■ Exercise prompt ■
Reproduce every entry exactly and leave its pictures out.

Web page code records
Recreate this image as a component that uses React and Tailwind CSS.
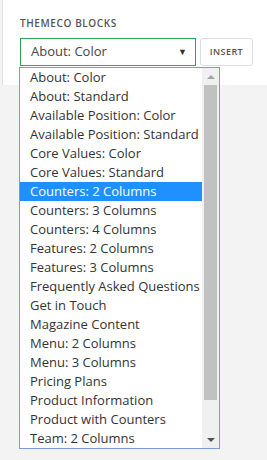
import React from 'react';

const options = [
  'About: Color',
  'About: Standard',
  'Available Position: Color',
  'Available Position: Standard',
  'Core Values: Color',
  'Core Values: Standard',
  'Counters: 2 Columns',
  'Counters: 3 Columns',
  'Counters: 4 Columns',
  'Features: 2 Columns',
  'Features: 3 Columns',
  'Frequently Asked Questions',
  'Get in Touch',
  'Magazine Content',
  'Menu: 2 Columns',
  'Menu: 3 Columns',
  'Pricing Plans',
  'Product Information',
  'Product with Counters',
  'Team: 2 Columns',
];

const App = () => {
  const selected = 'Counters: 2 Columns';

  return (
    <div className="w-[267px] h-[460px] bg-[#f3f3f3] font-['Open_Sans',sans-serif] text-[#333] relative overflow-hidden">
      {/* panel */}
      <div className="bg-white h-[85px] ml-[2px] border-l border-[#e2e2e2] pl-[17px] pt-[16px]">
        <div className="text-[10px] font-semibold tracking-[0.06em] text-[#555] leading-[14px]">THEMECO BLOCKS</div>
        <div className="flex gap-[4px] mt-[8px]">
          <div className="w-[176px] h-[28px] border border-[#2ea55a] bg-white flex items-center justify-between pl-[10px] pr-[8px] text-[13px] text-[#444]">
            <span>About: Color</span>
            <span className="text-[9px] text-[#333]">▼</span>
          </div>
          <div className="w-[53px] h-[28px] border border-[#ddd] rounded-[3px] bg-white flex items-center justify-center text-[9px] font-semibold tracking-[0.05em] text-[#555]">
            INSERT
          </div>
        </div>
      </div>

      {/* dropdown list */}
      <div className="absolute left-[19px] top-[67px] w-[201px] h-[382px] border border-[#7b9bd6] bg-white flex">
        <div className="flex-1">
          {options.map((o) => (
            <div
              key={o}
              className={`h-[19px] leading-[19px] pl-[10px] text-[13px] whitespace-nowrap ${
                o === selected ? 'bg-[#1e90ff] text-white' : 'text-[#333]'
              }`}
            >
              {o}
            </div>
          ))}
        </div>
        <div className="w-[17px] bg-[#f0f0f0] flex flex-col items-center">
          <div className="h-[17px] flex items-center justify-center">
            <div className="w-0 h-0 border-l-[4px] border-r-[4px] border-b-[4px] border-l-transparent border-r-transparent border-b-[#a3a3a3]" />
          </div>
          <div className="w-[13px] h-[315px] bg-[#c1c1c1]" />
          <div className="flex-1" />
          <div className="h-[17px] flex items-center justify-center">
            <div className="w-0 h-0 border-l-[4px] border-r-[4px] border-t-[4px] border-l-transparent border-r-transparent border-t-[#505050]" />
          </div>
        </div>
      </div>
    </div>
  );
};

export default App;
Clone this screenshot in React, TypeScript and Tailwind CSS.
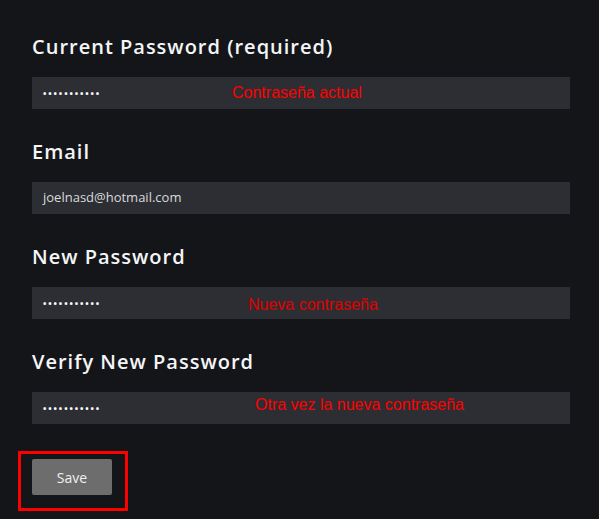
const fields = [
  { label: 'Current Password (required)', value: '', note: 'Contraseña actual', noteClass: 'left-[200px] top-[8px] text-[#ff0000]' },
  { label: 'Email', value: 'joelnasd@hotmail.com', note: '', noteClass: '' },
  { label: 'New Password', value: '', note: 'Nueva contraseña', noteClass: 'left-[216px] top-[10px] text-[#e00000]' },
  { label: 'Verify New Password', value: '', note: 'Otra vez la nueva contraseña', noteClass: 'left-[223px] top-[5px] text-[#ff0000]' },
];

function Field({ label, value, note, noteClass }: (typeof fields)[number]) {
  return (
    <div>
      <h3 className="mb-4 text-[20px] font-semibold leading-[28px] tracking-[0.05em] text-[#f4f5f7]">{label}</h3>
      <div className="relative flex h-8 items-center bg-[#2c2e33] px-[11px]">
        {value ? (
          <span className="text-[13px] text-[#d9dadc]">{value}</span>
        ) : (
          <span className="text-[9px] font-bold leading-none tracking-[1.9px] text-white">•••••••••••</span>
        )}
        {note && (
          <span className={`absolute font-['Liberation_Sans',Arial,sans-serif] text-[16px] leading-[16px] ${noteClass}`}>
            {note}
          </span>
        )}
      </div>
    </div>
  );
}

export default function App() {
  return (
    <div className="min-h-[519px] bg-[#141519] pl-8 pr-[29px] pt-[33px] font-['Open_Sans',sans-serif]">
      <div className="flex flex-col gap-[29px]">
        {fields.map((f) => (
          <Field key={f.label} {...f} />
        ))}
      </div>
      <div className="relative mt-[35px] w-20">
        <button className="h-9 w-20 rounded-[2px] bg-[#6d6d6d] text-[14px] text-[#f0f0f0]">Save</button>
        {/* annotation box */}
        <div className="absolute left-[-14px] top-[-8px] h-[60px] w-[110px] border-[3px] border-[#ff0000]" />
      </div>
    </div>
  );
}
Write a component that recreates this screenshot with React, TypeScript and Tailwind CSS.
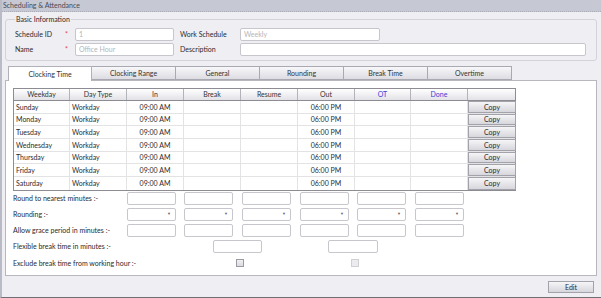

■ Solved problem ■
Recreate this image as a component that uses React and Tailwind CSS.
import React from 'react';

const options = [
  'About: Color',
  'About: Standard',
  'Available Position: Color',
  'Available Position: Standard',
  'Core Values: Color',
  'Core Values: Standard',
  'Counters: 2 Columns',
  'Counters: 3 Columns',
  'Counters: 4 Columns',
  'Features: 2 Columns',
  'Features: 3 Columns',
  'Frequently Asked Questions',
  'Get in Touch',
  'Magazine Content',
  'Menu: 2 Columns',
  'Menu: 3 Columns',
  'Pricing Plans',
  'Product Information',
  'Product with Counters',
  'Team: 2 Columns',
];

const App = () => {
  const selected = 'Counters: 2 Columns';

  return (
    <div className="w-[267px] h-[460px] bg-[#f3f3f3] font-['Open_Sans',sans-serif] text-[#333] relative overflow-hidden">
      {/* panel */}
      <div className="bg-white h-[85px] ml-[2px] border-l border-[#e2e2e2] pl-[17px] pt-[16px]">
        <div className="text-[10px] font-semibold tracking-[0.06em] text-[#555] leading-[14px]">THEMECO BLOCKS</div>
        <div className="flex gap-[4px] mt-[8px]">
          <div className="w-[176px] h-[28px] border border-[#2ea55a] bg-white flex items-center justify-between pl-[10px] pr-[8px] text-[13px] text-[#444]">
            <span>About: Color</span>
            <span className="text-[9px] text-[#333]">▼</span>
          </div>
          <div className="w-[53px] h-[28px] border border-[#ddd] rounded-[3px] bg-white flex items-center justify-center text-[9px] font-semibold tracking-[0.05em] text-[#555]">
            INSERT
          </div>
        </div>
      </div>

      {/* dropdown list */}
      <div className="absolute left-[19px] top-[67px] w-[201px] h-[382px] border border-[#7b9bd6] bg-white flex">
        <div className="flex-1">
          {options.map((o) => (
            <div
              key={o}
              className={`h-[19px] leading-[19px] pl-[10px] text-[13px] whitespace-nowrap ${
                o === selected ? 'bg-[#1e90ff] text-white' : 'text-[#333]'
              }`}
            >
              {o}
            </div>
          ))}
        </div>
        <div className="w-[17px] bg-[#f0f0f0] flex flex-col items-center">
          <div className="h-[17px] flex items-center justify-center">
            <div className="w-0 h-0 border-l-[4px] border-r-[4px] border-b-[4px] border-l-transparent border-r-transparent border-b-[#a3a3a3]" />
          </div>
          <div className="w-[13px] h-[315px] bg-[#c1c1c1]" />
          <div className="flex-1" />
          <div className="h-[17px] flex items-center justify-center">
            <div className="w-0 h-0 border-l-[4px] border-r-[4px] border-t-[4px] border-l-transparent border-r-transparent border-t-[#505050]" />
          </div>
        </div>
      </div>
    </div>
  );
};

export default App;
Clone this screenshot in React, TypeScript and Tailwind CSS.
const fields = [
  { label: 'Current Password (required)', value: '', note: 'Contraseña actual', noteClass: 'left-[200px] top-[8px] text-[#ff0000]' },
  { label: 'Email', value: 'joelnasd@hotmail.com', note: '', noteClass: '' },
  { label: 'New Password', value: '', note: 'Nueva contraseña', noteClass: 'left-[216px] top-[10px] text-[#e00000]' },
  { label: 'Verify New Password', value: '', note: 'Otra vez la nueva contraseña', noteClass: 'left-[223px] top-[5px] text-[#ff0000]' },
];

function Field({ label, value, note, noteClass }: (typeof fields)[number]) {
  return (
    <div>
      <h3 className="mb-4 text-[20px] font-semibold leading-[28px] tracking-[0.05em] text-[#f4f5f7]">{label}</h3>
      <div className="relative flex h-8 items-center bg-[#2c2e33] px-[11px]">
        {value ? (
          <span className="text-[13px] text-[#d9dadc]">{value}</span>
        ) : (
          <span className="text-[9px] font-bold leading-none tracking-[1.9px] text-white">•••••••••••</span>
        )}
        {note && (
          <span className={`absolute font-['Liberation_Sans',Arial,sans-serif] text-[16px] leading-[16px] ${noteClass}`}>
            {note}
          </span>
        )}
      </div>
    </div>
  );
}

export default function App() {
  return (
    <div className="min-h-[519px] bg-[#141519] pl-8 pr-[29px] pt-[33px] font-['Open_Sans',sans-serif]">
      <div className="flex flex-col gap-[29px]">
        {fields.map((f) => (
          <Field key={f.label} {...f} />
        ))}
      </div>
      <div className="relative mt-[35px] w-20">
        <button className="h-9 w-20 rounded-[2px] bg-[#6d6d6d] text-[14px] text-[#f0f0f0]">Save</button>
        {/* annotation box */}
        <div className="absolute left-[-14px] top-[-8px] h-[60px] w-[110px] border-[3px] border-[#ff0000]" />
      </div>
    </div>
  );
}
Write a component that recreates this screenshot with React, TypeScript and Tailwind CSS.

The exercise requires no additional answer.